Charities serving Kittitas County

Amy Morris, Staff Reporter

As the holidays approach, there are many organizations in Ellensburg that take donations. Donations are an important part of nonprofits because they provide the resources to carry out their mission. Hopesource, Habitat for Humanity and the Friends and Services for Humanity (FISH) are all some of the organizations in Kittitas County that rely on donations. 

Hopesource assists low income and homeless people, according to Hopesource’s Support Services Supervisor Tiffany Metzger.

“We help people move forward. We are not here to save the day or be saviors,” Metzger said. “We are here to walk alongside people to help them get back on their feet.” 

Kyle Wilkinson

Housing is one of the organization’s main programs. There are programs that can help people get into housing through payments,  deposits and many other ways depending on each individual’s needs and their eligibility. 

Energy assistance is a service Hopesource provides which helps especially in the winter because people are using their heaters more. There is a new program that helps youth who are unaccompanied minors or people up to the age of 24 years old if they are homeless. There are grants specifically for them, depending on their eligibility, to help youth get into housing, work and health care, among other things. 

Hopesource also runs a veterans’ program that assists veterans that may be homeless or facing homelessness to keep them housed and healthy. There is a newer program called Aging in Place that helps elders in need of just a couple tools to remain in their homes, such as safety bars in the bathroom or non slip surfaces on the floors. 

There is also Hope University which is a community education program. Money management, energy conservation and stress management are some of the workshops available. 

“My favorite part of the community education is getting people in the community together so that they can speak on these topics in a comfortable, informational environment,” Metzger said.

Central Transit is staffed through Hopesource, and the service is free for everyone. Some people are eligible for the driver ride service that comes right to the person’s house and drops them off at the specific location they need to go to. 

People can give back to Hopesource by making money donations or giving to the food pantry in Cle Elum, Washington, where their food bank is located. 
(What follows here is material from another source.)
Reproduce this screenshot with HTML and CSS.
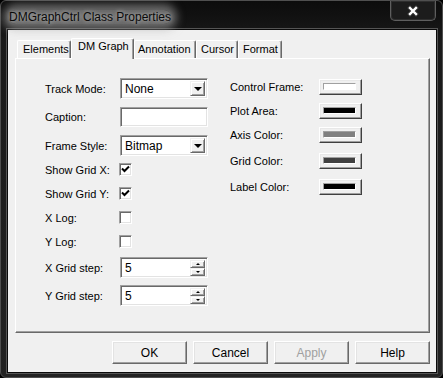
FILE: index.html
```html
<!DOCTYPE html>
<html lang="en">
<head>
    <meta charset="UTF-8">
    <title>DMGraphCtrl Class Properties</title>
    <link rel="stylesheet" href="styles.css">
</head>
<body>
    <div class="window">
        <div class="titlebar">
            <span class="title">DMGraphCtrl Class Properties</span>
            <div class="close-btn">
                <svg width="14" height="12" viewBox="0 0 14 12">
                    <path d="M4 3 L10 9 M10 3 L4 9" stroke="#303030" stroke-width="4.5" stroke-linecap="square"/>
                    <path d="M4 3 L10 9 M10 3 L4 9" stroke="#ffffff" stroke-width="2.4" stroke-linecap="square"/>
                </svg>
            </div>
        </div>

        <div class="client">
            <div class="tabs">
                <div class="tab tab-elements">Elements</div>
                <div class="tab tab-active">DM Graph</div>
                <div class="tab tab-annotation">Annotation</div>
                <div class="tab tab-cursor">Cursor</div>
                <div class="tab tab-format">Format</div>
            </div>

            <div class="panel">
                <div class="col-left">
                    <div class="row row-combo">
                        <span class="label">Track Mode:</span>
                        <div class="field combo"><span class="value">None</span><span class="drop-btn"><i class="arrow"></i></span></div>
                    </div>
                    <div class="row row-edit">
                        <span class="label">Caption:</span>
                        <div class="field edit"></div>
                    </div>
                    <div class="row row-combo">
                        <span class="label">Frame Style:</span>
                        <div class="field combo"><span class="value">Bitmap</span><span class="drop-btn"><i class="arrow"></i></span></div>
                    </div>
                    <div class="row row-check first-check">
                        <span class="label">Show Grid X:</span>
                        <span class="checkbox"><svg width="9" height="9" viewBox="0 0 9 9"><path d="M1 3.5 L3.5 6 L8 1.5" fill="none" stroke="#000" stroke-width="2"/></svg></span>
                    </div>
                    <div class="row row-check">
                        <span class="label">Show Grid Y:</span>
                        <span class="checkbox"><svg width="9" height="9" viewBox="0 0 9 9"><path d="M1 3.5 L3.5 6 L8 1.5" fill="none" stroke="#000" stroke-width="2"/></svg></span>
                    </div>
                    <div class="row row-check">
                        <span class="label">X Log:</span>
                        <span class="checkbox"></span>
                    </div>
                    <div class="row row-check">
                        <span class="label">Y Log:</span>
                        <span class="checkbox"></span>
                    </div>
                    <div class="row row-spin first-spin">
                        <span class="label">X Grid step:</span>
                        <div class="field spin"><span class="value">5</span><span class="spin-btns"><span class="spin-btn"><i class="up"></i></span><span class="spin-btn"><i class="down"></i></span></span></div>
                    </div>
                    <div class="row row-spin">
                        <span class="label">Y Grid step:</span>
                        <div class="field spin"><span class="value">5</span><span class="spin-btns"><span class="spin-btn"><i class="up"></i></span><span class="spin-btn"><i class="down"></i></span></span></div>
                    </div>
                </div>

                <div class="col-right">
                    <div class="crow">
                        <span class="clabel">Control Frame:</span>
                        <span class="color-btn"><span class="swatch" style="background:#ffffff"></span></span>
                    </div>
                    <div class="crow">
                        <span class="clabel">Plot Area:</span>
                        <span class="color-btn"><span class="swatch" style="background:#000000"></span></span>
                    </div>
                    <div class="crow">
                        <span class="clabel">Axis Color:</span>
                        <span class="color-btn"><span class="swatch" style="background:#808080"></span></span>
                    </div>
                    <div class="crow wide">
                        <span class="clabel">Grid Color:</span>
                        <span class="color-btn"><span class="swatch" style="background:#404040"></span></span>
                    </div>
                    <div class="crow wide">
                        <span class="clabel">Label Color:</span>
                        <span class="color-btn"><span class="swatch" style="background:#000000"></span></span>
                    </div>
                </div>
            </div>

            <div class="buttons">
                <div class="btn">OK</div>
                <div class="btn">Cancel</div>
                <div class="btn disabled">Apply</div>
                <div class="btn">Help</div>
            </div>
        </div>
    </div>
</body>
</html>
```

FILE: styles.css
```css
body {
    margin: 0;
    background: #000;
    font-family: "Liberation Sans", Arial, sans-serif;
    font-size: 11px;
    color: #000;
}
.window {
    width: 443px;
    height: 378px;
    box-sizing: border-box;
    border: 1px solid #4f4f4f;
    border-radius: 6px;
    background: linear-gradient(#0c0c0c, #1a1a1a 40px, #222 100%);
    padding: 0 6px 5px 7px;
}
.titlebar {
    height: 29px;
    display: flex;
    justify-content: space-between;
    align-items: flex-start;
}
.title {
    font-size: 12px;
    color: #0a0a0a;
    margin: 9px 0 0 1px;
    line-height: 14px;
    background: rgba(175, 175, 175, 0.55);
    box-shadow: 0 0 9px 6px rgba(175, 175, 175, 0.55);
    border-radius: 8px;
    text-shadow: 0 0 4px rgba(230, 230, 230, 0.9);
}
.close-btn {
    width: 46px;
    height: 20px;
    box-sizing: border-box;
    border: 1px solid #5e5e5e;
    border-top: none;
    border-radius: 0 0 5px 5px;
    background: #1c1c1c;
    box-shadow: inset 0 0 0 1px #2e2e2e;
    display: flex;
    justify-content: center;
    align-items: center;
}
.client {
    height: 342px;
    background: #f0f0f0;
    box-shadow: 0 0 0 1px #0a0a0a, 0 0 0 2px #555;
}
.tabs {
    height: 28px;
    display: flex;
    align-items: flex-end;
    padding-left: 9px;
}
.tab {
    height: 18px;
    box-sizing: border-box;
    border-top: 1px solid #fff;
    border-left: 1px solid #fff;
    border-right: 1px solid #696969;
    border-radius: 2px 2px 0 0;
    box-shadow: inset -1px 0 #a0a0a0;
    padding: 2px 0 0 5px;
    background: #f0f0f0;
}
.tab-elements { width: 54px; }
.tab-active {
    width: 63px;
    height: 21px;
    margin-bottom: -1px;
    position: relative;
    z-index: 1;
    padding: 1px 0 0 6px;
}
.tab-annotation { width: 62px; padding-left: 3px; }
.tab-cursor { width: 42px; padding-left: 4px; }
.tab-format { width: 44px; padding-left: 4px; }
.panel {
    margin-left: 7px;
    width: 415px;
    height: 275px;
    box-sizing: border-box;
    border-top: 1px solid #fff;
    border-left: 1px solid #fff;
    border-right: 1px solid #696969;
    border-bottom: 1px solid #696969;
    box-shadow: inset -1px -1px #a0a0a0;
    padding: 19px 0 0 29px;
    display: flex;
    gap: 22px;
}
.col-left {
    width: 163px;
    display: flex;
    flex-direction: column;
}
.row {
    display: flex;
    align-items: center;
}
.row-combo, .row-edit {
    height: 21px;
    margin-bottom: 8px;
}
.row-edit { height: 20px; }
.row-check {
    height: 13px;
    margin-bottom: 11px;
}
.first-check { margin-top: -1px; }
.row-spin {
    height: 21px;
    margin-bottom: 7px;
}
.first-spin { margin-top: -2px; }
.label {
    width: 75px;
    flex-shrink: 0;
}
.field {
    width: 88px;
    height: 21px;
    flex-shrink: 0;
    box-sizing: border-box;
    border: 1px solid;
    border-color: #a0a0a0 #fff #fff #a0a0a0;
    box-shadow: inset 1px 1px #696969, inset -1px -1px #e3e3e3;
    background: #fff;
    display: flex;
    align-items: center;
    justify-content: space-between;
    padding: 0 2px 0 4px;
    font-size: 12px;
}
.edit { height: 20px; }
.checkbox {
    width: 13px;
    height: 13px;
    box-sizing: border-box;
    border: 1px solid;
    border-color: #a0a0a0 #fff #fff #a0a0a0;
    box-shadow: inset 1px 1px #696969, inset -1px -1px #e3e3e3;
    background: #fff;
    display: flex;
    align-items: center;
    justify-content: center;
    margin-left: -1px;
}
.drop-btn {
    width: 15px;
    height: 15px;
    box-sizing: border-box;
    border: 1px solid;
    border-color: #f0f0f0 #696969 #696969 #f0f0f0;
    box-shadow: inset 1px 1px #fff, inset -1px -1px #a0a0a0;
    background: #f0f0f0;
    display: flex;
    align-items: center;
    justify-content: center;
}
.arrow {
    width: 0;
    height: 0;
    border-left: 4px solid transparent;
    border-right: 4px solid transparent;
    border-top: 4px solid #000;
    margin-top: 1px;
}
.spin-btns {
    display: flex;
    flex-direction: column;
}
.spin-btn {
    width: 15px;
    height: 8px;
    box-sizing: border-box;
    border: 1px solid;
    border-color: #f0f0f0 #696969 #696969 #f0f0f0;
    box-shadow: inset 1px 1px #fff, inset -1px -1px #a0a0a0;
    background: #f0f0f0;
    display: flex;
    align-items: center;
    justify-content: center;
}
.up {
    width: 0;
    height: 0;
    border-left: 2px solid transparent;
    border-right: 2px solid transparent;
    border-bottom: 2px solid #000;
}
.down {
    width: 0;
    height: 0;
    border-left: 2px solid transparent;
    border-right: 2px solid transparent;
    border-top: 2px solid #000;
}
.col-right {
    padding-top: 1px;
    display: flex;
    flex-direction: column;
}
.crow {
    height: 16px;
    display: flex;
    align-items: center;
    margin-bottom: 8px;
}
.crow.wide { margin-top: 2px; }
.clabel {
    width: 89px;
}
.color-btn {
    width: 43px;
    height: 16px;
    box-sizing: border-box;
    border: 1px solid;
    border-color: #fff #404040 #404040 #fff;
    box-shadow: inset -1px -1px #a0a0a0, inset 1px 1px #e8e8e8;
    background: #f0f0f0;
    padding: 3px 5px 4px 3px;
    display: flex;
}
.swatch {
    flex: 1;
    border: 1px solid;
    border-color: #a0a0a0 #fff #fff #a0a0a0;
}
.buttons {
    display: flex;
    justify-content: flex-end;
    gap: 6px;
    padding: 8px 6px 0 0;
}
.btn {
    width: 75px;
    height: 23px;
    box-sizing: border-box;
    border: 1px solid;
    border-color: #fff #696969 #696969 #fff;
    box-shadow: inset -1px -1px #a0a0a0, inset 1px 1px #e3e3e3;
    background: #f0f0f0;
    display: flex;
    align-items: center;
    justify-content: center;
    font-size: 12px;
}
.btn.disabled {
    color: #a0a0a0;
}
```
“Donations are important to fund programs. It makes it so that we can help more people,” Metzger said. “The more we have, the more we can give.”

Another important organization in the community is FISH. FISH is the only food bank in Kittitas County and also has a food pantry and meal service program called Open Table. FISH has been around for almost 50 years, according to Executive Director Peggy Morache.

The food bank distributes food throughout the five food pantries in the county. FISH receives food from the government and then warehouses and delivers it. FISH has been doing that for the last 15 years. FISH distributes approximately a million pounds of food a year through the food bank. The food pantry serves around 14,000 individuals every year through the Ellensburg pantry which includes around 2,000 students from CWU, according to Morache.

The food pantry usually starts seeing students around April to the end of the school year. FISH has a partnership with Presidents United to Solve World Hunger (PUSH), and Morache is on the PUSH committee and advises students on the PUSH food pantry. 

Picnic in the Park is a program by FISH that serves around 7,000-8,000 meals to students in the summer. This program is designed for K-12 students who would usually get their meals through the school system. 

People can give back to FISH by volunteering, doing food drives, donating money and spreading the word about who FISH is, what they do and who they serve. 

“If someone has been served by FISH, has been helped by FISH, one of the greatest ways they can give back is by telling the community that they live here, they work here and they were helped by FISH,” Morache said. 

Habitat for Humanity is another important organization in Kittitas County. It is an affiliate to Habitat for Humanity International, a global nonprofit that provides affordable housing solutions in over 70 countries, according to Executive Director Linda Kelly. 

They have built 19 homes in Kittitas County so far. Habitat for Humanity also does critical home repairs, which they have done six of. When someone can not afford to hire a contractor to make a major repair to their home, Habitat for Humanity can do that with a zero-interest loan, according to Kelly. 

Habitat for Humanity runs off of mostly volunteers and takes roughly around 3,500 hours to build a house. A big misconception about Habitat for Humanity is that they give houses away for free, but that is not the case, according to Kelly.

The houses are built specifically for a family’s needs and is then sold to them. The person buying the house also has to attend home ownership education classes along with budgeting and financial management classes so that they will be able to keep up with their mortgage. Along with that the person purchasing the house has to contribute around 300-500 hours of volunteer work to build their own house. 

Ways people can give back to Habitat for Humanity is by volunteering at the store or building site or donating money or items. 

“If you donate you are a tangible part of helping a family get into a forever home,” Kelly said. “It is a way we can all work together for the collective good to help people who need the assistance and who want to have a forever home.”